When comparing multiple data distributions, you can comment on
A measure of location – a measure of location is used to summarise an entire data set with a single value. For example, mean and median are measures of location.
A measure of spread – a measure of spread provides us information regarding the variability of data in a given data set, i.e. how close or far away the different points in a data set are from each other. Standard deviation and interquartile range are examples of measures of spread.

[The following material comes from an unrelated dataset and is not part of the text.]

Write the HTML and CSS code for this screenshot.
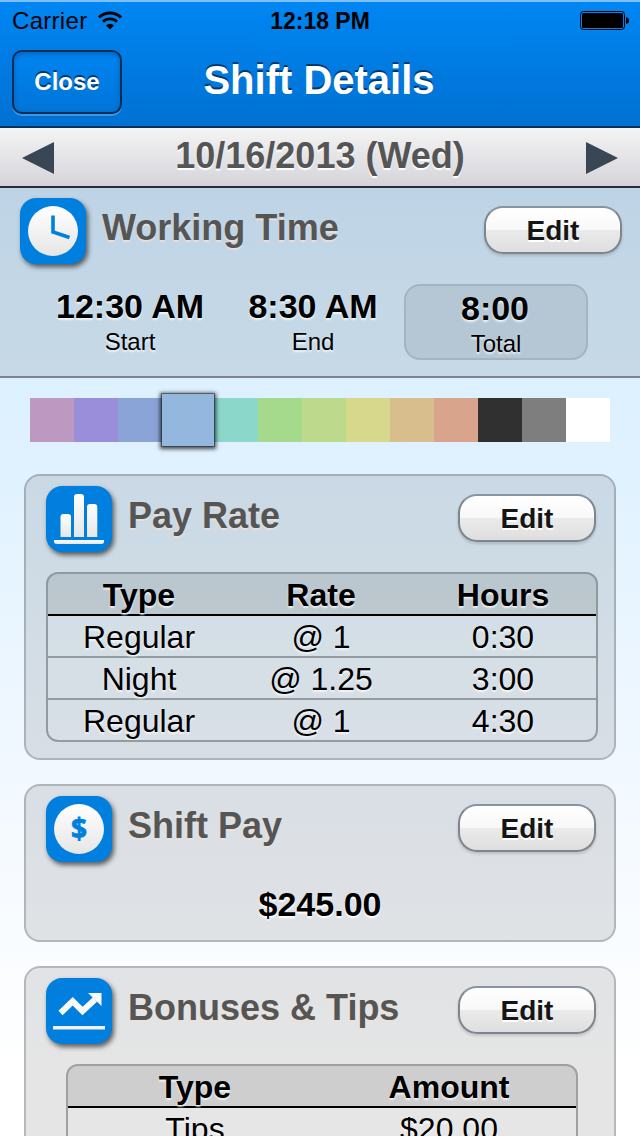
FILE: index.html
```html
<!DOCTYPE html>
<html lang="en">
<head>
    <meta charset="UTF-8">
    <meta name="viewport" content="width=device-width, initial-scale=1.0">
    <title>Shift Details</title>
    <link rel="stylesheet" href="styles.css">
</head>
<body>
    <div class="header">
        <div class="status">
            <div class="carrier">
                <span>Carrier</span>
                <svg width="26" height="20" viewBox="0 0 26 20">
                    <path d="M2 7.500 A15.500 15.500 0 0 1 24 7.500" fill="none" stroke="#000" stroke-width="3"/>
                    <path d="M6 11.800 A10 10 0 0 1 20 11.800" fill="none" stroke="#000" stroke-width="2.800"/>
                    <path d="M13 19.500 L9 15.400 A5.700 5.700 0 0 1 17 15.400 Z"/>
                </svg>
            </div>
            <div class="clock">12:18 PM</div>
            <div class="battery">
                <svg width="50" height="20" viewBox="0 0 50 20">
                    <rect x="0.5" y="0.5" width="44" height="18" rx="3" fill="none" stroke="#000"/>
                    <rect x="2" y="2" width="41" height="15" rx="1.5"/>
                    <path d="M46 6 Q49 6.5 49 9.5 Q49 12.500 46 13 Z"/>
                </svg>
            </div>
        </div>
        <div class="navbar">
            <a class="close">Close</a>
            <h1>Shift Details</h1>
        </div>
    </div>

    <div class="datebar">
        <svg width="32" height="32" viewBox="0 0 32 32"><path d="M0 16 L32 0 V32 Z" fill="#394653"/></svg>
        <h2>10/16/2013 (Wed)</h2>
        <svg width="32" height="32" viewBox="0 0 32 32"><path d="M32 16 L0 0 V32 Z" fill="#394653"/></svg>
    </div>

    <div class="working">
        <div class="title">
            <svg class="icon" width="66" height="66" viewBox="0 0 66 66">
                <defs>
                    <linearGradient id="shine" x1="0" y1="0" x2="0" y2="1">
                        <stop offset="0" stop-color="#fff"/>
                        <stop offset="1" stop-color="#e6e6e6"/>
                    </linearGradient>
                </defs>
                <circle cx="33" cy="33" r="25" fill="url(#shine)"/>
                <path d="M33 17.500 V34 L49.500 39.500" fill="none" stroke="#007fde" stroke-width="3.6"/>
            </svg>
            <h3>Working Time</h3>
            <a class="edit">Edit</a>
        </div>
        <div class="times">
            <div class="time"><b>12:30 AM</b><span>Start</span></div>
            <div class="time"><b>8:30 AM</b><span>End</span></div>
            <div class="time total"><b>8:00</b><span>Total</span></div>
        </div>
    </div>

    <div class="colors">
        <i class="pink"></i>
        <i class="purple"></i>
        <i class="indigo"></i>
        <i class="blue selected"></i>
        <i class="teal"></i>
        <i class="green"></i>
        <i class="lime"></i>
        <i class="yellow"></i>
        <i class="orange"></i>
        <i class="red"></i>
        <i class="black"></i>
        <i class="gray"></i>
        <i class="white"></i>
    </div>

    <div class="card">
        <div class="title">
            <svg class="icon" width="66" height="66" viewBox="0 0 66 66">
                <path d="M14.500 51 V31 Q14.500 28 17.500 28 H22 Q25 28 25 31 V51 Z" fill="url(#shine)"/>
                <path d="M28 51 V11 Q28 8 31 8 H35 Q38 8 38 11 V51 Z" fill="url(#shine)"/>
                <path d="M41 51 V21 Q41 18 44 18 H48.300 Q51.300 18 51.300 21 V51 Z" fill="url(#shine)"/>
                <path d="M8 54 H58 V55.500 Q58 58 55 58 H11 Q8 58 8 55.500 Z" fill="url(#shine)"/>
            </svg>
            <h3>Pay Rate</h3>
            <a class="edit">Edit</a>
        </div>
        <div class="table rates">
            <div class="row head"><span>Type</span><span>Rate</span><span>Hours</span></div>
            <div class="row"><span>Regular</span><span>@ 1</span><span>0:30</span></div>
            <div class="row"><span>Night</span><span>@ 1.25</span><span>3:00</span></div>
            <div class="row"><span>Regular</span><span>@ 1</span><span>4:30</span></div>
        </div>
    </div>

    <div class="card pay">
        <div class="title">
            <svg class="icon" width="66" height="66" viewBox="0 0 66 66">
                <circle cx="33" cy="33" r="25" fill="url(#shine)"/>
                <text class="dollar" x="33" y="43" text-anchor="middle">$</text>
            </svg>
            <h3>Shift Pay</h3>
            <a class="edit">Edit</a>
        </div>
        <p class="amount">$245.00</p>
    </div>

    <div class="card">
        <div class="title">
            <svg class="icon" width="66" height="66" viewBox="0 0 66 66">
                <path d="M14.500 35 L26.700 23.300 L36.500 33 L49 21.500" fill="none" stroke="#fafafa" stroke-width="6"/>
                <path d="M42 15 H55.500 V28 Z" fill="#fafafa"/>
                <rect x="7" y="48" width="52" height="3.500" fill="#f0f0f0"/>
            </svg>
            <h3>Bonuses &amp; Tips</h3>
            <a class="edit">Edit</a>
        </div>
        <div class="table narrow">
            <div class="row head"><span>Type</span><span>Amount</span></div>
            <div class="row"><span>Tips</span><span>$20.00</span></div>
        </div>
    </div>
</body>
</html>
```
FILE: styles.css
```css
* {
    box-sizing: border-box;
}
body {
    margin: 0;
    height: 1136px;
    overflow: hidden;
    font-family: "Liberation Sans", Helvetica, Arial, sans-serif;
    color: #000;
    background: linear-gradient(#d8edff 180px, #e0f2ff 470px, #f1f8ff 760px, #fff 1070px);
}
h1, h2, h3, p {
    margin: 0;
}
svg {
    display: block;
    flex: none;
}

/* header */
.header {
    height: 128px;
    border-top: 2px solid #80c0f8;
    border-bottom: 2px solid #00315c;
    background: linear-gradient(#0086f3, #0071d2);
}
.status {
    display: grid;
    grid-template-columns: 1fr auto 1fr;
    height: 38px;
    padding: 0 10px 0 12px;
    align-items: center;
    font-size: 24px;
}
.carrier {
    display: flex;
    align-items: center;
    gap: 10px;
    letter-spacing: 0.3px;
}
.carrier svg {
    margin-top: -3px;
}
.clock {
    margin-left: -2px;
    font-size: 23px;
    font-weight: bold;
}
.battery {
    justify-self: end;
}
.navbar {
    display: grid;
    grid-template-columns: 110px 1fr 110px;
    padding: 10px 12px 0;
}
.close {
    height: 64px;
    border: 2px solid #022c50;
    border-radius: 10px;
    background: linear-gradient(#0084f0, #0075d9);
    box-shadow: inset 0 2px 5px rgba(0, 60, 130, 0.45), 0 2px 0 rgba(90, 175, 250, 0.6);
    color: #fff;
    font-size: 24px;
    font-weight: bold;
    line-height: 60px;
    text-align: center;
    text-shadow: 0 -2px 0 rgba(0, 35, 70, 0.75);
}
h1 {
    margin-left: -2px;
    color: #fff;
    font-size: 40px;
    line-height: 60px;
    text-align: center;
    text-shadow: 0 -2px 0 rgba(0, 35, 70, 0.75);
}

/* date */
.datebar {
    display: flex;
    justify-content: space-between;
    align-items: center;
    height: 60px;
    padding: 2px 22px 0;
    border-bottom: 2px solid #2d2d35;
    background: linear-gradient(#f4f4f4, #d5d4da);
}
h2 {
    color: #555;
    font-size: 36px;
    line-height: 58px;
    margin-top: -4px;
    text-shadow: 0 2px 1px #fff;
}

/* section title */
.title {
    display: flex;
    align-items: flex-start;
}
.icon {
    border-radius: 16px;
    background: #007fde;
    box-shadow: 2px 3px 5px rgba(0, 0, 0, 0.6);
}
h3 {
    flex: 1;
    margin-left: 16px;
    color: #555;
    font-size: 36px;
    line-height: 60px;
    text-shadow: 0 2px 1px rgba(240, 225, 215, 0.8);
}
.edit {
    width: 138px;
    height: 48px;
    margin-top: 8px;
    border: 2px solid #7d868c;
    border-top-color: #8795a2;
    border-radius: 19px;
    background: linear-gradient(#fff, #f8f8f8 50%, #ebebeb 50%, #dedede);
    box-shadow: 0 2px 3px rgba(0, 0, 0, 0.15);
    color: #151515;
    font-size: 28px;
    font-weight: bold;
    line-height: 45px;
    text-align: center;
    text-shadow: 0 2px 0 #fff;
}

/* working time */
.working {
    height: 190px;
    padding: 10px 18px 0 20px;
    border-bottom: 2px solid #7c868e;
    background: linear-gradient(#bed4e6, #c7d9e6);
}
.times {
    display: grid;
    grid-template-columns: 184px 182px 184px;
    margin: 20px 0 0 18px;
}
.time {
    display: flex;
    flex-direction: column;
    height: 76px;
    padding-top: 3px;
    text-align: center;
    font-size: 24px;
    line-height: 32px;
    text-shadow: 0 2px 2px rgba(255, 255, 255, 0.75);
}
.time b {
    font-size: 34px;
    line-height: 39px;
}
.total {
    border: 2px solid #a4b4c1;
    border-radius: 16px;
    background: #b5c7d5;
}
.total b {
    margin-left: -2px;
}

/* color picker */
.colors {
    display: flex;
    align-items: center;
    height: 96px;
    margin-top: -6px;
    padding: 0 30px;
}
.colors i {
    width: 44px;
    height: 44px;
}
.colors .selected {
    position: relative;
    width: 52px;
    height: 52px;
    box-shadow: 0 0 0 1px rgba(30, 50, 60, 0.5), 0 1px 4px 2px rgba(0, 0, 0, 0.7);
}
.pink { background: #bd99c2; }
.purple { background: #9a8dda; }
.indigo { background: #8ba4d8; }
.blue { background: #94b7de; }
.teal { background: #8bd8ca; }
.green { background: #a5d98c; }
.lime { background: #bdd98c; }
.yellow { background: #d8d88c; }
.orange { background: #d8be8c; }
.red { background: #d8a48c; }
.black { background: #303030; }
.gray { background: #7e7e7e; }
.white { background: #fff; }

/* cards */
.card {
    margin: 0 24px 24px;
    padding: 10px 16px 16px 20px;
    border: 2px solid rgba(0, 0, 0, 0.28);
    border-radius: 16px;
    background: rgba(0, 0, 0, 0.1);
    background-clip: padding-box;
}
.colors + .card {
    margin-top: 6px;
}
.card .edit {
    margin-right: 2px;
}
.card.pay {
    height: 158px;
}
.amount {
    margin: 22px 0 0 -4px;
    font-size: 34px;
    font-weight: bold;
    line-height: 40px;
    text-align: center;
    text-shadow: 0 2px 2px #fff;
}
.dollar {
    fill: #007fde;
    stroke: #007fde;
    stroke-width: 0.8px;
    font: bold 28px "Open Sans", sans-serif;
}

/* tables */
.table {
    margin-top: 20px;
    border: 2px solid rgba(0, 0, 0, 0.3);
    border-radius: 12px;
    background: rgba(255, 255, 255, 0.06);
    background-clip: padding-box;
    overflow: hidden;
    font-size: 32px;
    line-height: 42px;
    text-align: center;
    text-shadow: 0 2px 2px rgba(255, 255, 255, 0.75);
}
.row {
    display: grid;
    grid-template-columns: 1fr 1fr;
    height: 42px;
    border-bottom: 2px solid rgba(0, 0, 0, 0.3);
}
.rates .row {
    grid-template-columns: 182px 182px 182px;
}
.row:last-child {
    height: 40px;
    border-bottom: 0;
}
.head {
    border-bottom-color: #000;
    background: rgba(0, 0, 0, 0.1);
    font-weight: bold;
}
.narrow {
    margin: 20px 20px 0;
}
```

You can compare different data distributions using the mean and standard deviation, or using the median and interquartile ranges. In cases where data sets contain extreme values and/or outliers, median and interquartile ranges are usually more appropriate to use.
Do not use the median and standard deviation together or the mean and interquartile ranges together.
Let's explore the concept further with the help of examples.
The daily mean temperatures during August is recorded at Heathrow and Leeming. For Heathrow, ∑x=562, ∑x²=10301.2. For Leeming, the mean temperature was 15.6°C with a standard deviation of 2.01° C
a) Calculate the mean and standard deviation for Heathrow. b) Compare the data for Heathrow with that of Leeming.
Solutions
For Heathrow,
\(\begin{align} mean &= \frac {\sum{x}}{n} \\ &= \frac{562}{31} = 18.1ºC \end{align}\)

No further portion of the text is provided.